COP 21, un accordo “storico” con tanti limiti e incertezze sul futuro
“Le parole devono ora essere tradotte in atti concreti”, con questa frase Monica Frassoni – Copresidente del Partito Verde Europeo – ha commentato l’accordo sul clima raggiunto nella giornata di sabato alla COP21 di Parigi. E forse non c’è sintesi più efficace. “L’Unione Europea – ha aggiunto – ha ora un obbligo di coerenza con quanto adottato”.
In effetti, al di là del contenuto specifico del documento, il succo sta tutto qui. Negli sforzi e nella concreta volontà che verranno profusi da qui in avanti. I risultati della conferenza di Parigi – per quanto significativi dal punto di vista della diplomazia internazionale – non garantiscono, infatti, che riusciremo a evitare il cambiamento climatico galoppante.
Chiarito questo punto fondamentale, vediamo quali obiettivi contiene l’accordo. Il testo prevede l’imperativo di contenere l’aumento della temperatura globale del pianeta “ben al di sotto dei 2°C”, perseguendo idealmente il più ambizioso goal di +1,5°C, in linea con quanto suggerito anche dalle ultime ricerche scientifiche. Tuttavia, non viene fornita una chiara road map, né obiettivi a breve termine.

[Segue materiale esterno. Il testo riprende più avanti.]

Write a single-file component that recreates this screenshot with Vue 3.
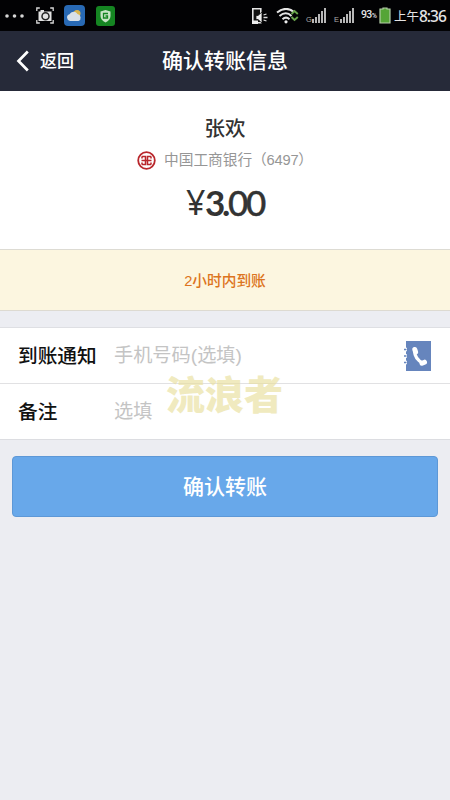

Eppure per limitare il riscaldamento a 2°C dobbiamo tagliare le emissioni, rispetto al 2010, del 40-70% entro il 2050. Per raggiungere il target di 1,5°C il taglio, poi, deve essere ancora più sostanziale: tra il 70 e il 95%, sempre entro il 2050. A poco, quindi è servito il tentativo dell’Unione Europea, a metà dei negoziati, di unire le forze con 79 nazioni più povere e vulnerabili al fine di riuscire a strappare un accordo più ambizioso.

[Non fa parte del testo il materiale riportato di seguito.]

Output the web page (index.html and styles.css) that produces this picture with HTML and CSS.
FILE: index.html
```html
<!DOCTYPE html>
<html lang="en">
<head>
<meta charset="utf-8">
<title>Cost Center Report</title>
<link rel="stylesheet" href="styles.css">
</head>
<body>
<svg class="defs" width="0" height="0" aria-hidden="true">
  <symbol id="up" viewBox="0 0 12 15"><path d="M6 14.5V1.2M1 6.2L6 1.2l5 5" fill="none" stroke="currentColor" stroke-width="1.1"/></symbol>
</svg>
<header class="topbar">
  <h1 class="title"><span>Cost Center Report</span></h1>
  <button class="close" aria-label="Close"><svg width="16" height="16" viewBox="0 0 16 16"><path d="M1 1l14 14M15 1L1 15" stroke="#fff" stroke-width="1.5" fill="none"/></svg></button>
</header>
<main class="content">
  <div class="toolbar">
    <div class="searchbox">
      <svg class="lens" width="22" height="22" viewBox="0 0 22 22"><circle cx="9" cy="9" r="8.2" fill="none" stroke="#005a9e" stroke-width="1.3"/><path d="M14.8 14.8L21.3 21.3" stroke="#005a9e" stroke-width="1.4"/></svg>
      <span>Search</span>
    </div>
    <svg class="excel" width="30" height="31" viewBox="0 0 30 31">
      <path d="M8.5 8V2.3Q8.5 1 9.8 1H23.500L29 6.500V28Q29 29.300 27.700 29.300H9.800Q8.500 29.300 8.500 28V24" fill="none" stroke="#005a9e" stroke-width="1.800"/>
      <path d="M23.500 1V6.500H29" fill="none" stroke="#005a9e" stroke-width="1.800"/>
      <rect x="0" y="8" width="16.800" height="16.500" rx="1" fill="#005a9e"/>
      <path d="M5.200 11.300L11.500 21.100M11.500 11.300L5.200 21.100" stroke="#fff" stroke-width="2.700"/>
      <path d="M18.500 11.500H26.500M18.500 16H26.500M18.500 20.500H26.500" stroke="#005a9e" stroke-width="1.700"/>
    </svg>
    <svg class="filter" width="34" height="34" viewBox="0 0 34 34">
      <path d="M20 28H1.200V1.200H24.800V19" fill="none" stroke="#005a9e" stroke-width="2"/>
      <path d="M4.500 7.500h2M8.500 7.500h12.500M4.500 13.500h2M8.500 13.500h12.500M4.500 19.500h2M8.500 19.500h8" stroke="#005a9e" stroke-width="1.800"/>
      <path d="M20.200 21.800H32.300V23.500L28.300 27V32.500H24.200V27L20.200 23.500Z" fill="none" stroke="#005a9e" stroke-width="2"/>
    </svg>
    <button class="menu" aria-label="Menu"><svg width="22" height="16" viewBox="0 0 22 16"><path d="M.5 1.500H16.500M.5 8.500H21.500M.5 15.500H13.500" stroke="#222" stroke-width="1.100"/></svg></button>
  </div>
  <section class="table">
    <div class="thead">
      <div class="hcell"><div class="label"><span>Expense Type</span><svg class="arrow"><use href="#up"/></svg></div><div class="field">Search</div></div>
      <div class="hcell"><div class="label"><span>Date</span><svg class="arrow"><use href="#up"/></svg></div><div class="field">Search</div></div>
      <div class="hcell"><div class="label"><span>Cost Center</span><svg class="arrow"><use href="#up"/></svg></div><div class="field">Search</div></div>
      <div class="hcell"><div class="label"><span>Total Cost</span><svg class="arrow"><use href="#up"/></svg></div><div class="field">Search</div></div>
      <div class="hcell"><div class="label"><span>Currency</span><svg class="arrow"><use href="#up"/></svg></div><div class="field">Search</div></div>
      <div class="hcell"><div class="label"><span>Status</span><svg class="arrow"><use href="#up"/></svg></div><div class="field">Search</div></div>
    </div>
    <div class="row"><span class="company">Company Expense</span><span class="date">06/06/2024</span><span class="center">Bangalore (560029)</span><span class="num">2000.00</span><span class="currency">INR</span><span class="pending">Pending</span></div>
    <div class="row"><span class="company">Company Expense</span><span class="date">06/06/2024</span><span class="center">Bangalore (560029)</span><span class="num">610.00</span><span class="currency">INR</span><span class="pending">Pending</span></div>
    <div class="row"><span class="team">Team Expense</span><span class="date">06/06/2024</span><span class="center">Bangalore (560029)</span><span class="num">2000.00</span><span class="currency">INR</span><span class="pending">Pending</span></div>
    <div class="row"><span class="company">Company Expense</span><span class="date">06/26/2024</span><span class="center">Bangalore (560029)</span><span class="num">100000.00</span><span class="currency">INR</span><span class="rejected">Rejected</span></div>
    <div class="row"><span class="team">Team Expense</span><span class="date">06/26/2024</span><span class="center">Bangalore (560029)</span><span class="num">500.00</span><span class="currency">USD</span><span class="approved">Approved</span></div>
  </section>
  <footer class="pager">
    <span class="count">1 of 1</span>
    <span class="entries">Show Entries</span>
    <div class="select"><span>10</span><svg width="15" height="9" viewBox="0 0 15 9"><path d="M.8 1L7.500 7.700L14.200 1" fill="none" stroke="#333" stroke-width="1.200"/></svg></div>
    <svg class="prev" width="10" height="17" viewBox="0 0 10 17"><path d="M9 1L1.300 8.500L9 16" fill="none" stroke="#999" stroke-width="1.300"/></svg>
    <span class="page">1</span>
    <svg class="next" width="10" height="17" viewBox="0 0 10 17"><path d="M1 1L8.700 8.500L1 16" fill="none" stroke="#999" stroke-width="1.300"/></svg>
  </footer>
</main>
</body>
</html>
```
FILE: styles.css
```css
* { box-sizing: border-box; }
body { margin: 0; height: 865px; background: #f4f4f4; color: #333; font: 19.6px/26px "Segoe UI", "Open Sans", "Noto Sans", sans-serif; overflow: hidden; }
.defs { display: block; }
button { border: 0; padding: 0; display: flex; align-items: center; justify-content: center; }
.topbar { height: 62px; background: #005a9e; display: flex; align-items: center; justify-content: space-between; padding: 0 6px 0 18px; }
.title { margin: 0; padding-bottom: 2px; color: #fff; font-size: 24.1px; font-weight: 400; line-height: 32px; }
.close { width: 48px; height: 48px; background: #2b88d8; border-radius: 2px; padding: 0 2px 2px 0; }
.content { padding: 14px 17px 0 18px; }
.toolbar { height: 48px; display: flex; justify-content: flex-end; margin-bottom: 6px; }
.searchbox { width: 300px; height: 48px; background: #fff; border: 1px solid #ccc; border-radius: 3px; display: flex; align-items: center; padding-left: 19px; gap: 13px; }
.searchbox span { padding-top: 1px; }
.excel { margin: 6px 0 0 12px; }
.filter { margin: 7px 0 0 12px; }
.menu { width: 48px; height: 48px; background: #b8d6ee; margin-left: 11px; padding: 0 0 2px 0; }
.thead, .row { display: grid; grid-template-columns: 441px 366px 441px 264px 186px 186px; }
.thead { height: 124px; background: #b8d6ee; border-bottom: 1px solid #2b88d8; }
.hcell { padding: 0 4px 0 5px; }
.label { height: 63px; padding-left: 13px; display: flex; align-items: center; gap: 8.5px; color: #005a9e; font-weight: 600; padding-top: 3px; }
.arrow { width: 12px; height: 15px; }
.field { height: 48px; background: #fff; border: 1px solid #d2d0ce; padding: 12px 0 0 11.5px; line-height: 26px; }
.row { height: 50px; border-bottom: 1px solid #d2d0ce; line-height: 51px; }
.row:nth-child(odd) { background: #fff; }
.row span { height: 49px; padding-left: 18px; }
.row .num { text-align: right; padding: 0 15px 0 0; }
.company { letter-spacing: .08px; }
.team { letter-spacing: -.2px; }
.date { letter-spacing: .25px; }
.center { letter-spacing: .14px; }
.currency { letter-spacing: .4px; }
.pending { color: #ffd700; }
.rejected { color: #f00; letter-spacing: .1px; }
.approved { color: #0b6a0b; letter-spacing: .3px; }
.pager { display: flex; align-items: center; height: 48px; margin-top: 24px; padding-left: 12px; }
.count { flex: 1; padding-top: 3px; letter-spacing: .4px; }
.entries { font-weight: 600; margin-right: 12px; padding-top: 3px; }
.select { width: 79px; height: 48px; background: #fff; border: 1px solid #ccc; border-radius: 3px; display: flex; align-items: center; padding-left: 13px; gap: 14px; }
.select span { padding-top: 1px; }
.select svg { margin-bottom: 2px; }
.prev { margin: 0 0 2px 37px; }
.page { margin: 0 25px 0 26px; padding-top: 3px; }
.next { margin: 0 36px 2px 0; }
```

Mancano anche obiettivi in merito alle emissioni dei trasporti internazionali per via area e marittima, che erano invece parte del testo di Copenhagen, e questa è una sconfitta per l’UE, che si era portata avanti su questo piano.
Le associazioni ambientaliste europee, sostanzialmente soddisfatte, sottolineano però altri punti deboli dell’accordo. Il fatto, per esempio, che trascuri i popoli più vulnerabili agli impatti dei cambiamenti climatici non risolvendo un’intrinseca e radicata ingiustizia. Secondo il testo, infatti, i paesi sviluppati possono limitarsi a “fornire le risorse finanziarie per assistere i Paesi in via di sviluppo”. I 100 miliardi l’anno, a partire dal 2020 (previsti dall’100 billion goal), sono un punto di partenza e ulteriori fondi dovranno essere stanziati in una misura che sarà decisa nel 2025. Tuttavia, mancano dettagli sulle effettive dimensioni di questi singoli finanziamenti, su quando e su come saranno forniti. Mentre è noto che non saranno interamente “donazioni” a fondo perduto, ma anche prestiti a titolo oneroso. Il tema più delicato è stato proprio quello dei risarcimenti climatici per le perdite e i danni irreparabili (loss and damage) subìti dai Paesi vulnerabili a un cambiamento climatico innescato dalle economie avanzate, a causa della forte opposizione di Unione Europea e degli Stati Uniti a qualsiasi sistema coercitivo che li esponga a richieste di indennizzo da parte dei Paesi poveri.
L’accordo di Parigi, benché definito “storico” – non senza ragioni – è dunque un testo molto più debole di quanto sperato dagli osservatori più attenti e soprattutto di quanto realmente necessario.
La cerimonia ufficiale di firma sarà il 22 aprile 2016 a New York e l’entrata in vigore del trattato, non prima del 2020, avverrà a 30 giorni da quando almeno 55 parti responsabili di almeno il 55% delle emissioni di gas serra lo avranno ratificato.